Consider the vertex shown in Figure 10 (A). The subjective percept of this stimulus is of a three-dimensional corner as suggested schematically in Figure 10 (C), although the percept is actually multistable, as it can also be seen as either a convex or a concave corner, or even as a flat "Y" shape in the plane of the page. Notice that in the three-dimensional percepts the lines in the figure appear to pull the white surface of the page into depth between the lines, producing a percept of three plane surfaces that meet at a corner. The principle of perceptual modeling would suggest that the task of a model of spatial perception is to explain this transformation from the two- dimensional input to a multistable three-dimensional percept, as suggested in Figure 10 (B), leaving to the neurophysiologists the task of explaining how the information evident in the percept of Figure 10 (C) might be represented in the brain. As soon as the problem is expressed in these terms, it becomes immediately manifest that this is a problem of reification, i.e. that information must be added to the information available in the input in order to produce the percept. Indeed, this is the inverse optics problem, which is an underconstrained problem since there are an infinite number of three-dimensional configurations that correspond to the single two- dimensional projection. Adelson (1992) expressed the nature of the inverse optics problem using a mechanical rod-and-rail analogy shown in Figure 11 (A). In this model three rods, representing the three edges in the visual input of Figure 10 (A), are constrained in two dimensions to the configuration seen in the input, but are free to slide in depth along four rails as shown in Figure 11 (A). Of course the rods must be free to expand and collapse in length, as suggested by the telescoping rod shown in Figure 11 (B), so that by sliding on the rails, the rods are free to take on any of the infinite three-dimensional configurations corresponding to the two-dimensional input of Figure 10 (A).

Figure 10.

(A) A "Y" feature that appears as a corner in three dimensions. (B) The goal of perceptual modeling. (C) The information contained in the percept due to (A).

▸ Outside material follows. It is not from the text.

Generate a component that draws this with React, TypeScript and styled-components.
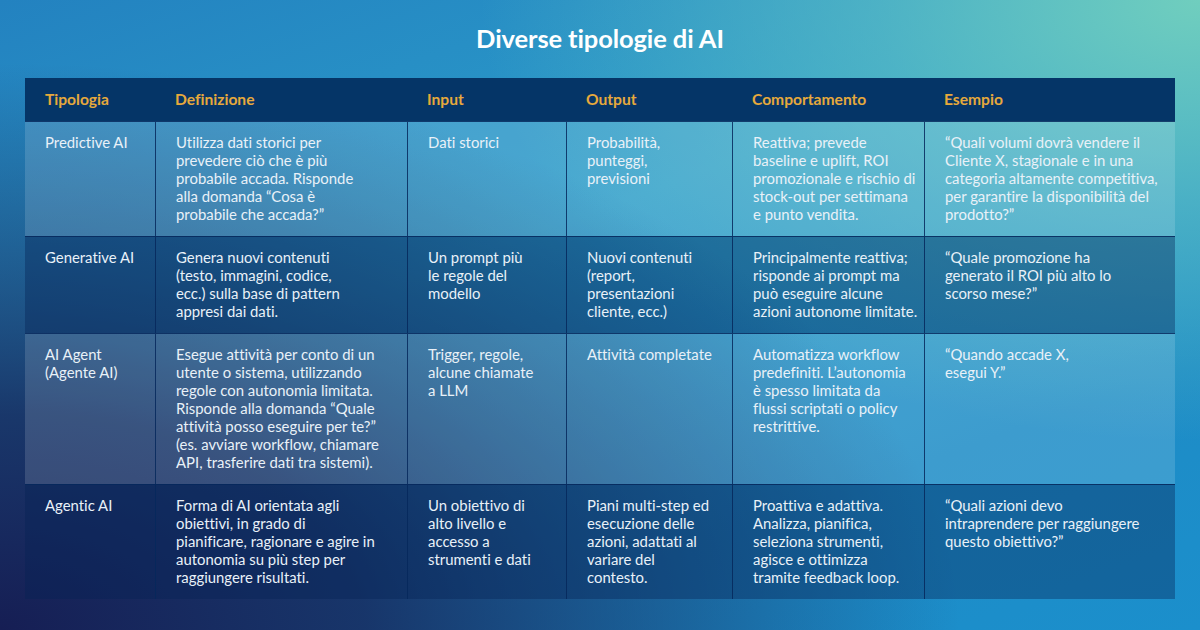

Underconstrained problems can be solved using a relaxation algorithm by applying the appropriate local constraints. For example the three lines always appear to meet at a single vertex, and the vertex tends to be one composed of mutually orthogonal edges. These constraints can be expressed in the rod and rail model by fixing the ends of the three rods to each other, and by applying spring forces at the vertex, as suggested in Figure 11 (C), which tend to hold the three rods at right angles to each other. This rod and rail model now defines a multi-stable dynamic system model of the percept of Figure 10 (A) which tends to pop into two stable states corresponding to the two predominant percepts of that figure. This model however is hard-wired for the visual input in Figure 11 (A) and does not generalize to arbitrary inputs.

Figure 11.

(A) Rod and rail model by Adelson (1992); the rods represent the three edges which are constrained by the rails to move only in depth. (B) Each rod must be free to contract and expand. (C) Dynamic constraint added to the system in the form of springs at the vertex between the three rods, which tends to hold them in a mutually orthogonal configuration.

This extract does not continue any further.